The strides Caere has made in improving OCR accuracy and OmniPage's usability, along with the low upgrade price, make the program an excellent choice.
Remarks. This latest upgrade offers a refreshed OCR engine for better accuracy, improved formatting commands, plus greater ease of use with features such as a new interface and voice readback. Fast, reliable conversion of paper documents, especially complex layouts and spreadsheets, mean workers spend less time recreating documents electronically and therefore are more productive.
Price and availability. OmniPage Pro 10 is available over the Internet for $US499. It is also available through Caere's Australian distributor:
Performance Sales (02) 9450 0777
ScanSoft's TextBridge Pro 9.0 Business EditionTextBridge Pro 9.0 Business Edition, introduced in June, runs nose to nose with the previous release of OmniPage (9.0) in features. Moreover, TextBridge held up well in our testing, matching the accuracy of OmniPage 10 on some pages.

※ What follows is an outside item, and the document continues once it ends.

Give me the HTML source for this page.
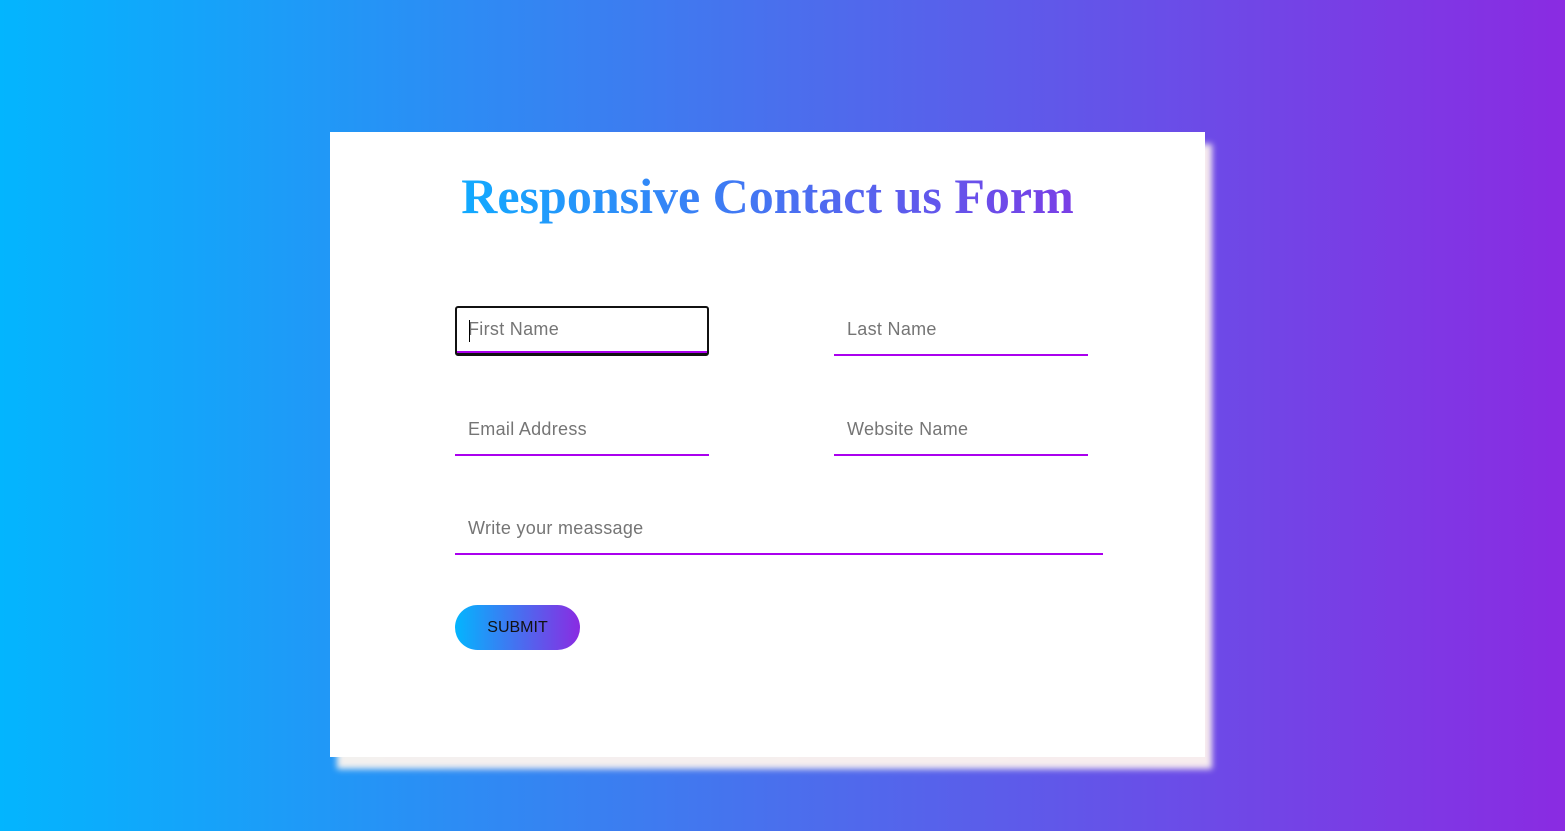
<!DOCTYPE html>
<html><head><style>
*{box-sizing:border-box;margin:0;padding:0}
html,body{width:1565px;height:831px;overflow:hidden}
body{background:linear-gradient(90deg,#03b5fe 0%,#4a6fed 50%,#8a2be2 100%);position:relative;font-family:"Liberation Sans",Arial,sans-serif}
.card{position:absolute;left:330px;top:132px;width:875px;height:625px;background:#fff;box-shadow:7px 12px 6px rgba(255,245,238,0.95)}
h1{position:absolute;left:330px;width:875px;top:164px;text-align:center;font-family:"Liberation Serif",serif;font-weight:bold;font-size:50px;line-height:64px}
h1 span{background:linear-gradient(90deg,#11aaff,#7a3ee6);-webkit-background-clip:text;background-clip:text;color:transparent}
.in{position:absolute;height:50px;border-bottom:2px solid #aa00ee;font-size:18px;letter-spacing:0.3px;color:#757575;padding-left:13px;line-height:46px}
.focus{border:2px solid #111;border-radius:3px;border-bottom:3px solid #111;box-shadow:inset 0 -2px 0 #aa00ee;padding-left:11px;line-height:42px}
.caret{position:absolute;left:12px;top:12px;width:1px;height:22px;background:#000}
.btn{position:absolute;left:455px;top:605px;width:125px;height:45px;border-radius:23px;background:linear-gradient(90deg,#03b5fe,#8a2be2);color:#111;font-size:16px;text-align:center;line-height:45px}
</style></head><body>
<div class="card"></div>
<h1><span>Responsive Contact us Form</span></h1>
<div class="in focus" style="left:455px;top:306px;width:254px;height:50px"><div class="caret"></div>First Name</div>
<div class="in" style="left:834px;top:306px;width:254px">Last Name</div>
<div class="in" style="left:455px;top:406px;width:254px">Email Address</div>
<div class="in" style="left:834px;top:406px;width:254px">Website Name</div>
<div class="in" style="left:455px;top:505px;width:648px">Write your meassage</div>
<div class="btn">SUBMIT</div>
</body></html>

TextBridge software is extremely simple to use, a benefit to departments with novice users. We had no trouble understanding the cleanly laid out user interface, and scanning and recognition is simple. Configurable icons enable you to get pages, recognise and send finished text to another application.
Similarly, tools for managing difficult documents will not confound casual users, but they offer the control experienced workers demand.
For example, to get the best scan of our colour magazine pages, we simply clicked the Page Type button and picked the desired icon - there was no need to delve into complex dialogues.
TextBridge Pro 9.0 captured and maintained colour and greyscale images in our converted documents. Furthermore, we easily zoned oblong and L-shaped regions then split and merged zones - essential tasks when converting precise area of pages.
Overall, recognition results were very good, with the program turning in an accuracy rate of just less than 99 per cent on our tests. The software detected text on a tinted background and also correctly recognised reverse type, columns and drop caps. However, TextBridge Pro had a bit of difficulty maintaining text attributes - sometimes substituting plain text for boldface or rendering text as italic when the original was normal. TextBridge adeptly handled tables, which are often part of agency reports.
Furthermore, the software analysed the scanned page and let us add, move or remove cell lines before recognition occurred.
As you proofread documents, part of the original scan appears within the toolbar for comparison. But you can't zoom in on the image or view the recognised text alongside the original page. Even so, TextBridge lists alternate spelling suggestions, which accelerates the proofing process.
Perhaps the biggest draw of this version, though, centres on four Portable Document Format output options. With one option, when TextBridge encountered a suspect word, it substituted the actual scanned image in the finished Adobe Systems Acrobat file to maintain the document's integrity.
Other PDF options enable you to save converted files with no word images or, conversely, render the entire page as an image. In fact, some agencies use this latter feature exclusively, bypassing the OCR step. Pages exported to HTML closely resembled originals, but TextBridge doesn't have the Web site building capability found in OmniPage.
In all, government users faced with going from paper to digital documents will benefit from TextBridge's simple interface design along with its formatted Web page output and PDF creation capabilities.
Remarks. Agencies tasked with converting numerous paper documents to Adobe's Portable Document Format or Hypertext Markup Language for the World Wide Web will benefit from TextBridge Pro's multiple output options. In addition, this version reliably saves electronic files in standard desktop formats, such as Microsoft Word. Recognition accuracy and page layout retention are very good, so converted documents should require minimal retyping and reformatting.
Price and availability. TextBridge Pro 9.0 Business Edition sells on the open market for $US499. It can be ordered online directly from ScanSoft.